Tailings 375 are removed from the bottom of PSV 368 and can be used to make composite tailings for disposal. The PSV tailings 375 are first subjected to separation in a hydrocyclone 380, where the solids underflow is mixed with sand and gypsum to form composite tailings (not shown). The overflow 390, which contains residual bitumen, is then subjected to froth flotation in flotation cell 382. The froth 384 is then pumped using a low shear pump 700c and recycled back to PSV 368.

Bitumen froth 377, or primary froth, is removed from the top of the primary separation vessel 368 and then deaerated in froth deaerator 372. Once deaerated, the primary froth is pumped via low shear pumps 700d, 700e, 700f to froth tank 374. The deaerated bitumen froth stored in froth tank 374 can then be pumped using low shear pumps 700g, 700h, 700i via froth pipeline 378 to a froth treatment plant.

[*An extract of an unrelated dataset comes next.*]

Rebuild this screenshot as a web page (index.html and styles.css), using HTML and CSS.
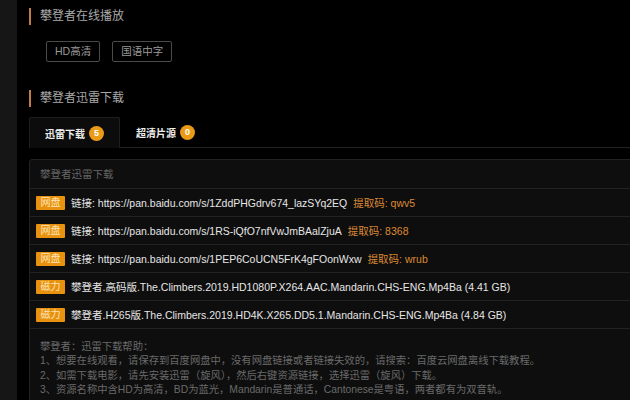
FILE: index.html
```html
<!DOCTYPE html>
<html lang="zh">
<head>
<meta charset="utf-8">
<title>攀登者</title>
<link rel="stylesheet" href="styles.css">
</head>
<body>
<div class="page">
  <div class="side"></div>
  <div class="main">
    <h3 class="heading">攀登者在线播放</h3>
    <div class="tags">
      <span class="tag">HD高清</span>
      <span class="tag">国语中字</span>
    </div>
    <h3 class="heading heading-2">攀登者迅雷下载</h3>
    <div class="tabs">
      <div class="tab active">迅雷下载<span class="count">5</span></div>
      <div class="tab">超清片源<span class="count">0</span></div>
    </div>
    <div class="box">
      <div class="box-head">攀登者迅雷下载</div>
      <div class="row"><span class="label">网盘</span><span class="link">链接: https://pan.baidu.com/s/1ZddPHGdrv674_lazSYq2EQ</span><span class="code">提取码: qwv5</span></div>
      <div class="row"><span class="label">网盘</span><span class="link">链接: https://pan.baidu.com/s/1RS-iQfO7nfVwJmBAalZjuA</span><span class="code">提取码: 8368</span></div>
      <div class="row"><span class="label">网盘</span><span class="link">链接: https://pan.baidu.com/s/1PEP6CoUCN5FrK4gFOonWxw</span><span class="code">提取码: wrub</span></div>
      <div class="row"><span class="label">磁力</span><span class="link">攀登者.高码版.The.Climbers.2019.HD1080P.X264.AAC.Mandarin.CHS-ENG.Mp4Ba (4.41 GB)</span></div>
      <div class="row"><span class="label">磁力</span><span class="link">攀登者.H265版.The.Climbers.2019.HD4K.X265.DD5.1.Mandarin.CHS-ENG.Mp4Ba (4.84 GB)</span></div>
      <div class="help">
        <p>攀登者：迅雷下载帮助：</p>
        <p>1、想要在线观看，请保存到百度网盘中，没有网盘链接或者链接失效的，请搜索：百度云网盘离线下载教程。</p>
        <p>2、如需下载电影，请先安装迅雷（旋风），然后右键资源链接，选择迅雷（旋风）下载。</p>
        <p>3、资源名称中含HD为高清，BD为蓝光，Mandarin是普通话，Cantonese是粤语，两者都有为双音轨。</p>
      </div>
    </div>
  </div>
</div>
</body>
</html>
```

FILE: styles.css
```css
html, body {
  margin: 0;
  padding: 0;
  background: #000;
  overflow: hidden;
}
body {
  font-family: "Liberation Sans", "Noto Sans CJK SC", Arial, sans-serif;
  color: #ddd;
}
.page {
  display: flex;
  width: 700px;
  height: 400px;
}
.side {
  width: 17px;
  flex: none;
  background: #161616;
}
.main {
  flex: none;
  width: 660px;
  padding-left: 12px;
  padding-top: 8px;
}
.heading {
  margin: 0;
  font-size: 12px;
  font-weight: normal;
  line-height: 17px;
  color: #a8a8a8;
  border-left: 2px solid #c27a48;
  padding-left: 9px;
}
.heading-2 {
  margin-top: 1px;
}
.tags {
  display: flex;
  gap: 12px;
  padding: 16px 0 27px 17px;
}
.tag {
  display: inline-block;
  height: 19px;
  line-height: 19px;
  padding: 0 8px;
  border: 1px solid #4a4a4a;
  border-radius: 2px;
  font-size: 10.5px;
  color: #9a9a9a;
}
.tabs {
  display: flex;
  margin-top: 10px;
  border-bottom: 1px solid #222;
  height: 30px;
}
.tab {
  display: flex;
  align-items: center;
  gap: 4px;
  padding: 0 15px 0 15px;
  font-size: 10px;
  font-weight: bold;
  color: #eee;
  border: 1px solid transparent;
  border-bottom: none;
  margin-bottom: -1px;
  height: 30px;
  box-sizing: border-box;
  border-radius: 2px 2px 0 0;
}
.tab.active {
  background: #0c0c0c;
  border-color: #1f1f1f;
  height: 31px;
}
.tab + .tab {
  padding-left: 15px;
}
.count {
  display: inline-block;
  width: 15px;
  height: 15px;
  line-height: 15px;
  border-radius: 50%;
  background: #eb9a16;
  color: #fff;
  text-align: center;
  font-size: 9px;
  font-weight: bold;
}
.box {
  margin-top: 11px;
  background: #0e0e0e;
  border: 1px solid #222;
  border-radius: 3px;
}
.box-head {
  height: 28px;
  line-height: 28px;
  padding-left: 10px;
  font-size: 10.5px;
  color: #666;
  border-bottom: 1px solid #222;
}
.row {
  display: flex;
  align-items: center;
  height: 27px;
  border-bottom: 1px solid #222;
  padding-left: 6px;
  font-size: 10.5px;
}
.label {
  display: inline-block;
  width: 29px;
  height: 14px;
  line-height: 14px;
  text-align: center;
  background: #e8920f;
  color: #fde3b6;
  font-size: 10px;
  border-radius: 1px;
  margin-right: 6px;
}
.link {
  color: #e6e6e6;
}
.code {
  color: #dc8a34;
  margin-left: 6px;
}
.help {
  padding: 11px 10px 10px;
  font-size: 10.3px;
  line-height: 14.4px;
  color: #6a6a6a;
}
.help p {
  margin: 0;
}
```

Because the deaerated bitumen froth contains about 20 to 40% by volume water and the water contains colloidal-size particles such as clay, deaerated bitumen froth can be transported for long distances through froth pipeline 378 by establishing self-lubricated core-annular flow. Water can be added to promote the transport of froth in the pipeline if insufficient water is present in the deaerated froth. Core-annular flow is described in more detail in U.S. Pat. No. 5,988,198.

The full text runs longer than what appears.